The Garden of Lost and Found by Harriet Evans Review

“The future is yet unwritten; the past is burnt and gone.”

The Garden of Lost and Found is set in both the early 1900s and present day. Juliet is an art historian with three children, she’s struggling to juggle her work life, family and marriage. At work the sketch of a famous and lost painting is being sold for milions. The painting was created by Juliet’s great-grandfather Ned Horner. Shortly before he died he went mad and burned the original painting so all that is left is the sketch. After the auction Juliet gets told that they are letting her go. She goes home in a daze and discovers that her husband has been having an affair with one of her neighbours.

Her whole life has been thrown upside down, until Juliet recieves a letter and a key to an old house which was formerly owned by her grandmother. The house where The Garden of Lost and Found was painted. Juliet makes the brave decision to move there and take her children. They have a tricky adjustment period as the children are used to living in the middle of London.

We also flash back to Juliet’s great-grandparent’s lives. Liddy and Ned weren’t always happy in their beautiful house. Ned was a struggling artist, he hardly had any money. He met Liddy through her brother. Liddy and her sister Mary lived a terrible life in the clutches of their evil father and housekeeper. She used to lock the girls away with no food to punish them for goodness knows what. Liddy snuck out to see Ned but was discovered, she then spent months locked away, brainwashed into thinking she was a terrible person.

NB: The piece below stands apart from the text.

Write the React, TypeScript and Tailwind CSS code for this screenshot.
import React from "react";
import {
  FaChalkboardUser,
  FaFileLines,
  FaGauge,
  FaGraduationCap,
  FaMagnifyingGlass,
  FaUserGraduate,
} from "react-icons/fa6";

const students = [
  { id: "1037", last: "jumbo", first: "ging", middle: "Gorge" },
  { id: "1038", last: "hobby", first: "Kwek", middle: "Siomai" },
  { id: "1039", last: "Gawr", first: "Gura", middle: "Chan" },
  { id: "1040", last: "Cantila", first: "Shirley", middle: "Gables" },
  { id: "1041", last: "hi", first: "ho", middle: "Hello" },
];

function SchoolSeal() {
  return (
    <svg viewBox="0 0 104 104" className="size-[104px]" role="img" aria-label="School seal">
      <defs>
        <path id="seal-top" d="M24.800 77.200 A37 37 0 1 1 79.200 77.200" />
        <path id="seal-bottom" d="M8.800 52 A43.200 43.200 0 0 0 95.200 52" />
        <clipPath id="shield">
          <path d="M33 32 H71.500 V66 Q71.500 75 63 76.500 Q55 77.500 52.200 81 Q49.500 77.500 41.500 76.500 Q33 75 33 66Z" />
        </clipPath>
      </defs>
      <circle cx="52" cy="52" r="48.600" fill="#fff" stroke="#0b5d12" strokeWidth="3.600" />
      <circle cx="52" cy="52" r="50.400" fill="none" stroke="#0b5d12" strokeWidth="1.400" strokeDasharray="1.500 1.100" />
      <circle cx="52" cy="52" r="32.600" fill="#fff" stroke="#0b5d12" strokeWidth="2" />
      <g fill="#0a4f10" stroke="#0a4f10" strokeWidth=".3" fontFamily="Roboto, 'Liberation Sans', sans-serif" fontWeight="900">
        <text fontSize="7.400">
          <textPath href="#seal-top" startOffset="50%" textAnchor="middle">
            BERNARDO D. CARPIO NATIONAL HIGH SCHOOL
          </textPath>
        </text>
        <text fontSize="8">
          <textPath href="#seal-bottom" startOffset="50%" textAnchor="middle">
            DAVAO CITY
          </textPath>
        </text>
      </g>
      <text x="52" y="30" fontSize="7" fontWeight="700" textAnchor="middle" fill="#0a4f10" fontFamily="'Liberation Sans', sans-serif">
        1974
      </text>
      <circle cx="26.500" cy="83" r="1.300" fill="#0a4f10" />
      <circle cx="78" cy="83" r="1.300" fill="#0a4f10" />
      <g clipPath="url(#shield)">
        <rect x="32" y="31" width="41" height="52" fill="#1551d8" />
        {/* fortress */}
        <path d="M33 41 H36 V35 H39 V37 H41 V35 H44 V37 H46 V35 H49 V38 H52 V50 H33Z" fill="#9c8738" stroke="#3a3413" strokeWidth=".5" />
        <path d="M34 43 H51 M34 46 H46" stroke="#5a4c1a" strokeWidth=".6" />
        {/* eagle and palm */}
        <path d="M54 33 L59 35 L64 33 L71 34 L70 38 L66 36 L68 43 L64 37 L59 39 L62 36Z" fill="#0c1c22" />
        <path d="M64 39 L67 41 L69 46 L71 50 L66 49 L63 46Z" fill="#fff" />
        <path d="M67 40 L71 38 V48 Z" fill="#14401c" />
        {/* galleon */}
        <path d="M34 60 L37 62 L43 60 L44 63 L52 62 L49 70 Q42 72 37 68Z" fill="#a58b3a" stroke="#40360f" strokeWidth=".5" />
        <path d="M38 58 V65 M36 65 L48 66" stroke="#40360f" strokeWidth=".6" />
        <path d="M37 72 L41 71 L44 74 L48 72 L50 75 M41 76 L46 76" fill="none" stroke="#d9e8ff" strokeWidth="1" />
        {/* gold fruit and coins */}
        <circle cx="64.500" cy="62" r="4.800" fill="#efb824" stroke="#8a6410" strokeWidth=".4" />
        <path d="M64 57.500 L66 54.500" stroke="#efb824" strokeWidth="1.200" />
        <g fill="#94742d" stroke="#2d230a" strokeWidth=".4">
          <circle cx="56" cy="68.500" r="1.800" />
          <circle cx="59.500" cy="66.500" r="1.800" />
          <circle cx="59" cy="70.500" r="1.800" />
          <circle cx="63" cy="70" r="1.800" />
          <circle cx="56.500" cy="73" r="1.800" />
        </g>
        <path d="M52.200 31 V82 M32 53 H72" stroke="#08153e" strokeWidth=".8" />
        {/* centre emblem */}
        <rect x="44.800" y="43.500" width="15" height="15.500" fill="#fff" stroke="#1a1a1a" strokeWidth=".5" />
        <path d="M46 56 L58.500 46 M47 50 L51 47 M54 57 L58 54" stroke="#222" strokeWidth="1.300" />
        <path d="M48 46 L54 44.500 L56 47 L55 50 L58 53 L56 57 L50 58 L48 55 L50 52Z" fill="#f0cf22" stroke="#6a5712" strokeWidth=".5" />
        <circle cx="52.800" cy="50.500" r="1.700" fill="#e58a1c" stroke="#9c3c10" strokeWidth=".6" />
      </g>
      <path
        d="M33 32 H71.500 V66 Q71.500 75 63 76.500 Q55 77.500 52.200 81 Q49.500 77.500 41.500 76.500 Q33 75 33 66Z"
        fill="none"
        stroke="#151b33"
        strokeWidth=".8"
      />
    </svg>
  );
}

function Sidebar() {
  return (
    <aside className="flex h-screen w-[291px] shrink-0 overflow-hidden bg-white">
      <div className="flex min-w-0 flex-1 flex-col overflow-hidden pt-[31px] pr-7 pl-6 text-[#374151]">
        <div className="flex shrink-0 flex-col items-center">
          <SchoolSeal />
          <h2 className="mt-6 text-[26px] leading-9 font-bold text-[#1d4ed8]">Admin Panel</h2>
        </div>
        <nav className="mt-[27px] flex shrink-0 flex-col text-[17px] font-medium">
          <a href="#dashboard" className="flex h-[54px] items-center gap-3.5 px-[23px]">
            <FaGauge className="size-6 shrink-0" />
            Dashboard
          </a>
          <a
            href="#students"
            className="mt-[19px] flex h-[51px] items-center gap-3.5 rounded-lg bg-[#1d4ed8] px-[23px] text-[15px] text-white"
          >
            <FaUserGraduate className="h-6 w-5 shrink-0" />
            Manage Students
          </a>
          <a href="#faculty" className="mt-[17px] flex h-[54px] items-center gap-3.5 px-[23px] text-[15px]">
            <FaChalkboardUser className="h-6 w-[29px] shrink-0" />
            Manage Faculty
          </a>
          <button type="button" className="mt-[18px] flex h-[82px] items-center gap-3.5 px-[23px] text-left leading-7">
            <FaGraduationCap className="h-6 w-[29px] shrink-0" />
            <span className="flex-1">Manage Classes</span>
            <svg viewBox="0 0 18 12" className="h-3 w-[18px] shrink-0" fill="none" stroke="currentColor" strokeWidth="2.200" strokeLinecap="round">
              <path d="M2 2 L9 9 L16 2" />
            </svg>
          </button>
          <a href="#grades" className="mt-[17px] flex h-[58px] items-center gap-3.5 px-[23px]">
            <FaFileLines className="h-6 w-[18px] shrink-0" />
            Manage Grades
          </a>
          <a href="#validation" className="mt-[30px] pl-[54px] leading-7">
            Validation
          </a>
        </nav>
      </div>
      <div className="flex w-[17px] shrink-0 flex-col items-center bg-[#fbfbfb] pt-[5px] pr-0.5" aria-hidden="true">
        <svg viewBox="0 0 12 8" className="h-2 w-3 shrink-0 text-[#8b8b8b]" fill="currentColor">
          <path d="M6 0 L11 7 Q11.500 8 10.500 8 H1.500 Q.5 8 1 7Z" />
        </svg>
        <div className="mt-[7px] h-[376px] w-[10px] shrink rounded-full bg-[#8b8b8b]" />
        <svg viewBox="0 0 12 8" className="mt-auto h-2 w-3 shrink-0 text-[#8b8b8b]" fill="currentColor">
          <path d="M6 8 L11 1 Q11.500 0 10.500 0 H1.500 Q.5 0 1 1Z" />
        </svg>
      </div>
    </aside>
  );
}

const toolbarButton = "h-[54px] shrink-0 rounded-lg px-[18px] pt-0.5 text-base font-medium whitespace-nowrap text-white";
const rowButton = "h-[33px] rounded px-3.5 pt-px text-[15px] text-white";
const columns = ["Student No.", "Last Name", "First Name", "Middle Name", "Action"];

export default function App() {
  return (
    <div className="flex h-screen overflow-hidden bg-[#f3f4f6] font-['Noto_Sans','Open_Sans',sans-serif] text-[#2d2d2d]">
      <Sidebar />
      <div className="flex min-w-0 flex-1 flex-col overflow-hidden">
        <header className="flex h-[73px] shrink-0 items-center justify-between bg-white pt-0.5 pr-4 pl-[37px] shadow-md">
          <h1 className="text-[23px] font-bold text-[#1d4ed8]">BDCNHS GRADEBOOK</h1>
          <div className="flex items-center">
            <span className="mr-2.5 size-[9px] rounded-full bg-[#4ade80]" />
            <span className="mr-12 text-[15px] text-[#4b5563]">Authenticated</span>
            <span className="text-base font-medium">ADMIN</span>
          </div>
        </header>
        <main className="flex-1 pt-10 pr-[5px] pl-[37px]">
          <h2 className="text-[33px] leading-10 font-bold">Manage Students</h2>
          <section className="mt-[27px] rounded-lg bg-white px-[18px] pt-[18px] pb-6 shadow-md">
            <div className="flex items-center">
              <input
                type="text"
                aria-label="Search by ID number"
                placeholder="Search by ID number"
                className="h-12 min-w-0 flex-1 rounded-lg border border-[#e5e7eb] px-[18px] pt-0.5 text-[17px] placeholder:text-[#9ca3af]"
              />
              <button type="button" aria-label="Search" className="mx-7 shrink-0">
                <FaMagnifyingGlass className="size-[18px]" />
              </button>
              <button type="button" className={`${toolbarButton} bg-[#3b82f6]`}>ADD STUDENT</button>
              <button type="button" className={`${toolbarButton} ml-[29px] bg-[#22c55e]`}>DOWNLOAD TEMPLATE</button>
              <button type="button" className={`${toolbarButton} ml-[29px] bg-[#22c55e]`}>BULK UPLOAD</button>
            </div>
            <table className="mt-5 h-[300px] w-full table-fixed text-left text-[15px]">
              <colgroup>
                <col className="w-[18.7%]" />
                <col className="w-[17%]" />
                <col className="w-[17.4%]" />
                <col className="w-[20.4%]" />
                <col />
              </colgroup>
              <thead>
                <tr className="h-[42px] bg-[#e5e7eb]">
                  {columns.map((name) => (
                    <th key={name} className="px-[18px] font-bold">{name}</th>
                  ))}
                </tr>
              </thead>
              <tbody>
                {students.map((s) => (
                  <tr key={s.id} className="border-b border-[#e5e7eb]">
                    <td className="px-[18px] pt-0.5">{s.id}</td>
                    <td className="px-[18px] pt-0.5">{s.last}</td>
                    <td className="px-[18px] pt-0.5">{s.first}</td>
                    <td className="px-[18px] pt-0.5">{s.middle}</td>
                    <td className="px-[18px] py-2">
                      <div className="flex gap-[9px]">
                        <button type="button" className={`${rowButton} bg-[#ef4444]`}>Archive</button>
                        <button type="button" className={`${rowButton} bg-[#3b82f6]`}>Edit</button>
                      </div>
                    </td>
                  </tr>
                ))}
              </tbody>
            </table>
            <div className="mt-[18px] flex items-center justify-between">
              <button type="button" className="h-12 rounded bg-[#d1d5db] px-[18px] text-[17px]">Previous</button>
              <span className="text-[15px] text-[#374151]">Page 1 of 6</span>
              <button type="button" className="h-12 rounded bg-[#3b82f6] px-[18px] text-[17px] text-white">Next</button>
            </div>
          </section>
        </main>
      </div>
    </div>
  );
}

Eventually the couple found their way back to each other, their friend and architect Dalbeattie built their home for them, it had been Liddy’s mother’s home but Ned and Dalbeattie had to rebuild the inside. I love how the house is described as never being owned by people, like it has its own thoughts. Liddy has two children and the family is happy there for a time. The famous painting is of the children sitting in the garden with wings on their backs, the flowers blooming all around them and Liddy in the background.

The way the author descibes the house and the garden, especially Juliet’s day to day life there actually made me want to live in the counrtyside. Which is quite rare, the thought of the quiet and empty spaces always used to scare me. I love reading the different generations and their experiences with the house. The mystery surrounding the house and the painting is always in the back of my mind. the story is full of surprises and twists. I was surprised even right at the end. 

“I am glad of these scars. I am afraid when my sister says they have started to fade, for with them I am untouchable. I am safe from the attention of any man. I am the lucky one.”